### [PROBLEM REQUIREMENTS]
All lines below must be repeated exactly, with the pictures omitted.

[Begin SOURCE MATERIAL]

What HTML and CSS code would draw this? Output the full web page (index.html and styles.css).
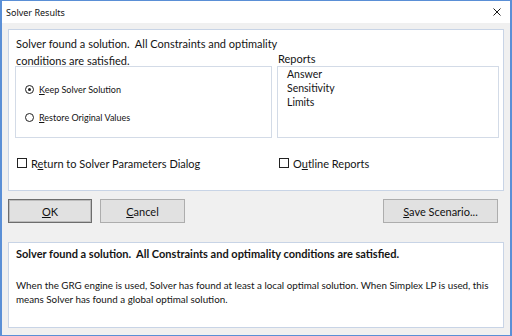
FILE: index.html
```html
<!DOCTYPE html>
<html>
<head>
<meta charset="utf-8">
<link rel="stylesheet" href="styles.css">
</head>
<body>
<div class="window">
  <div class="titlebar">
    <span class="title">Solver Results</span>
    <span class="close">
      <svg width="8" height="8" viewBox="0 0 8 8"><path d="M0.5 0.5 L7.5 7.5 M7.5 0.5 L0.5 7.5" stroke="#1a1a1a" stroke-width="1" fill="none"/></svg>
    </span>
  </div>
  <div class="body">
    <div class="panel top">
      <div class="cols">
        <div class="left">
          <div class="heading">Solver found a solution.&nbsp; All Constraints and optimality<br>conditions are satisfied.</div>
          <div class="group">
            <label class="radio"><span class="dot checked"></span><span><u>K</u>eep Solver Solution</span></label>
            <label class="radio"><span class="dot"></span><span><u>R</u>estore Original Values</span></label>
          </div>
        </div>
        <div class="right">
          <div class="rlabel">Reports</div>
          <div class="listbox">
            <div class="item">Answer</div>
            <div class="item">Sensitivity</div>
            <div class="item">Limits</div>
          </div>
        </div>
      </div>
      <div class="checks">
        <label class="check left-check"><span class="box"></span><span>R<u>e</u>turn to Solver Parameters Dialog</span></label>
        <label class="check"><span class="box"></span><span>O<u>u</u>tline Reports</span></label>
      </div>
    </div>
    <div class="buttons">
      <button class="btn default"><u>O</u>K</button>
      <button class="btn"><u>C</u>ancel</button>
      <span class="spacer"></span>
      <button class="btn wide"><u>S</u>ave Scenario...</button>
    </div>
    <div class="panel bottom">
      <div class="bold">Solver found a solution.&nbsp; All Constraints and optimality conditions are satisfied.</div>
      <div class="desc">When the GRG engine is used, Solver has found at least a local optimal solution. When Simplex LP is used, this means Solver has found a global optimal solution.</div>
    </div>
  </div>
</div>
</body>
</html>
```
FILE: styles.css
```css
* { box-sizing: border-box; }
html, body { margin: 0; padding: 0; }
body { width: 512px; height: 336px; overflow: hidden; background: #fff; }
.window {
  width: 512px; height: 336px;
  border: 1px solid #5a8fd6;
  border-left-width: 2px; border-right-width: 2px;
  display: flex; flex-direction: column;
  font-family: Lato, "Open Sans", sans-serif;
  color: #141414;
}
.titlebar {
  height: 22px; background: #fff;
  display: flex; align-items: center; justify-content: space-between;
  padding: 0 9px 0 4px;
}
.title { font-family: "Noto Sans", "Open Sans", sans-serif; font-size: 9px; color: #111; }
.close { display: flex; align-items: center; }
.body {
  flex: 1; background: #f0f0f0;
  padding: 6px 0 0 6px;
  display: flex; flex-direction: column;
}
.panel { background: #fff; border: 1px solid #c8d4e6; width: 496px; }
.top { height: 162px; padding: 5px 0 0 6px; }
.cols { display: flex; gap: 5px; }
.left { width: 257px; }
.heading { font-size: 11px; line-height: 17px; white-space: nowrap; margin-left: 1px; }
.group {
  margin-top: -3px; height: 72px; border: 1px solid #d3dbe7;
  display: flex; flex-direction: column; gap: 14px;
  padding: 15px 0 0 9px;
}
.radio { display: flex; align-items: center; gap: 5px; font-size: 9px; height: 14px; }
.dot {
  width: 9px; height: 9px; border-radius: 50%; border: 1px solid #222;
  display: flex; align-items: center; justify-content: center; background: #fff;
}
.dot.checked::after { content: ""; width: 3px; height: 3px; border-radius: 50%; background: #222; }
.right { width: 222px; padding-top: 17px; }
.rlabel { font-size: 11px; line-height: 14px; margin-left: 1px; }
.listbox {
  height: 72px; border: 1px solid #d3dbe7;
  padding: 0 0 0 9px;
}
.item { font-size: 10.5px; line-height: 14px; }
.checks { display: flex; margin-top: 18px; }
.check { display: flex; align-items: center; gap: 4px; font-size: 11px; height: 14px; }
.left-check { width: 262px; margin-left: 2px; }
.box { width: 10px; height: 10px; border: 1px solid #222; background: #fff; }
.buttons { display: flex; gap: 8px; margin-top: 8px; width: 496px; padding-right: 6px; }
.spacer { flex: 1; }
.btn {
  height: 24px; width: 85px;
  background: #e1e1e1; border: 1px solid #adadad;
  font-family: Lato, "Open Sans", sans-serif; font-size: 11px; color: #111;
  padding: 0;
}
.btn.default { width: 84px; border: 1px solid #6d6d6d; box-shadow: inset 0 0 0 1px #bcbcbc; }
.btn.wide { width: 115px; }
.bottom { margin-top: 19px; height: 86px; padding: 4px 8px 0 7px; }
.bold { font-size: 11px; font-weight: bold; line-height: 14px; }
.desc { font-size: 9.8px; line-height: 14px; margin-top: 17px; }
u { text-decoration: underline; text-underline-offset: 1px; }
```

[End SOURCE MATERIAL]

### [OUTPUT FOR THIS TASK]
What HTML and CSS code would draw this? Output the full web page (index.html and styles.css).
FILE: index.html
```html
<!DOCTYPE html>
<html>
<head>
<meta charset="utf-8">
<link rel="stylesheet" href="styles.css">
</head>
<body>
<div class="window">
  <div class="titlebar">
    <span class="title">Solver Results</span>
    <span class="close">
      <svg width="8" height="8" viewBox="0 0 8 8"><path d="M0.5 0.5 L7.5 7.5 M7.5 0.5 L0.5 7.5" stroke="#1a1a1a" stroke-width="1" fill="none"/></svg>
    </span>
  </div>
  <div class="body">
    <div class="panel top">
      <div class="cols">
        <div class="left">
          <div class="heading">Solver found a solution.&nbsp; All Constraints and optimality<br>conditions are satisfied.</div>
          <div class="group">
            <label class="radio"><span class="dot checked"></span><span><u>K</u>eep Solver Solution</span></label>
            <label class="radio"><span class="dot"></span><span><u>R</u>estore Original Values</span></label>
          </div>
        </div>
        <div class="right">
          <div class="rlabel">Reports</div>
          <div class="listbox">
            <div class="item">Answer</div>
            <div class="item">Sensitivity</div>
            <div class="item">Limits</div>
          </div>
        </div>
      </div>
      <div class="checks">
        <label class="check left-check"><span class="box"></span><span>R<u>e</u>turn to Solver Parameters Dialog</span></label>
        <label class="check"><span class="box"></span><span>O<u>u</u>tline Reports</span></label>
      </div>
    </div>
    <div class="buttons">
      <button class="btn default"><u>O</u>K</button>
      <button class="btn"><u>C</u>ancel</button>
      <span class="spacer"></span>
      <button class="btn wide"><u>S</u>ave Scenario...</button>
    </div>
    <div class="panel bottom">
      <div class="bold">Solver found a solution.&nbsp; All Constraints and optimality conditions are satisfied.</div>
      <div class="desc">When the GRG engine is used, Solver has found at least a local optimal solution. When Simplex LP is used, this means Solver has found a global optimal solution.</div>
    </div>
  </div>
</div>
</body>
</html>
```
FILE: styles.css
```css
* { box-sizing: border-box; }
html, body { margin: 0; padding: 0; }
body { width: 512px; height: 336px; overflow: hidden; background: #fff; }
.window {
  width: 512px; height: 336px;
  border: 1px solid #5a8fd6;
  border-left-width: 2px; border-right-width: 2px;
  display: flex; flex-direction: column;
  font-family: Lato, "Open Sans", sans-serif;
  color: #141414;
}
.titlebar {
  height: 22px; background: #fff;
  display: flex; align-items: center; justify-content: space-between;
  padding: 0 9px 0 4px;
}
.title { font-family: "Noto Sans", "Open Sans", sans-serif; font-size: 9px; color: #111; }
.close { display: flex; align-items: center; }
.body {
  flex: 1; background: #f0f0f0;
  padding: 6px 0 0 6px;
  display: flex; flex-direction: column;
}
.panel { background: #fff; border: 1px solid #c8d4e6; width: 496px; }
.top { height: 162px; padding: 5px 0 0 6px; }
.cols { display: flex; gap: 5px; }
.left { width: 257px; }
.heading { font-size: 11px; line-height: 17px; white-space: nowrap; margin-left: 1px; }
.group {
  margin-top: -3px; height: 72px; border: 1px solid #d3dbe7;
  display: flex; flex-direction: column; gap: 14px;
  padding: 15px 0 0 9px;
}
.radio { display: flex; align-items: center; gap: 5px; font-size: 9px; height: 14px; }
.dot {
  width: 9px; height: 9px; border-radius: 50%; border: 1px solid #222;
  display: flex; align-items: center; justify-content: center; background: #fff;
}
.dot.checked::after { content: ""; width: 3px; height: 3px; border-radius: 50%; background: #222; }
.right { width: 222px; padding-top: 17px; }
.rlabel { font-size: 11px; line-height: 14px; margin-left: 1px; }
.listbox {
  height: 72px; border: 1px solid #d3dbe7;
  padding: 0 0 0 9px;
}
.item { font-size: 10.5px; line-height: 14px; }
.checks { display: flex; margin-top: 18px; }
.check { display: flex; align-items: center; gap: 4px; font-size: 11px; height: 14px; }
.left-check { width: 262px; margin-left: 2px; }
.box { width: 10px; height: 10px; border: 1px solid #222; background: #fff; }
.buttons { display: flex; gap: 8px; margin-top: 8px; width: 496px; padding-right: 6px; }
.spacer { flex: 1; }
.btn {
  height: 24px; width: 85px;
  background: #e1e1e1; border: 1px solid #adadad;
  font-family: Lato, "Open Sans", sans-serif; font-size: 11px; color: #111;
  padding: 0;
}
.btn.default { width: 84px; border: 1px solid #6d6d6d; box-shadow: inset 0 0 0 1px #bcbcbc; }
.btn.wide { width: 115px; }
.bottom { margin-top: 19px; height: 86px; padding: 4px 8px 0 7px; }
.bold { font-size: 11px; font-weight: bold; line-height: 14px; }
.desc { font-size: 9.8px; line-height: 14px; margin-top: 17px; }
u { text-decoration: underline; text-underline-offset: 1px; }
```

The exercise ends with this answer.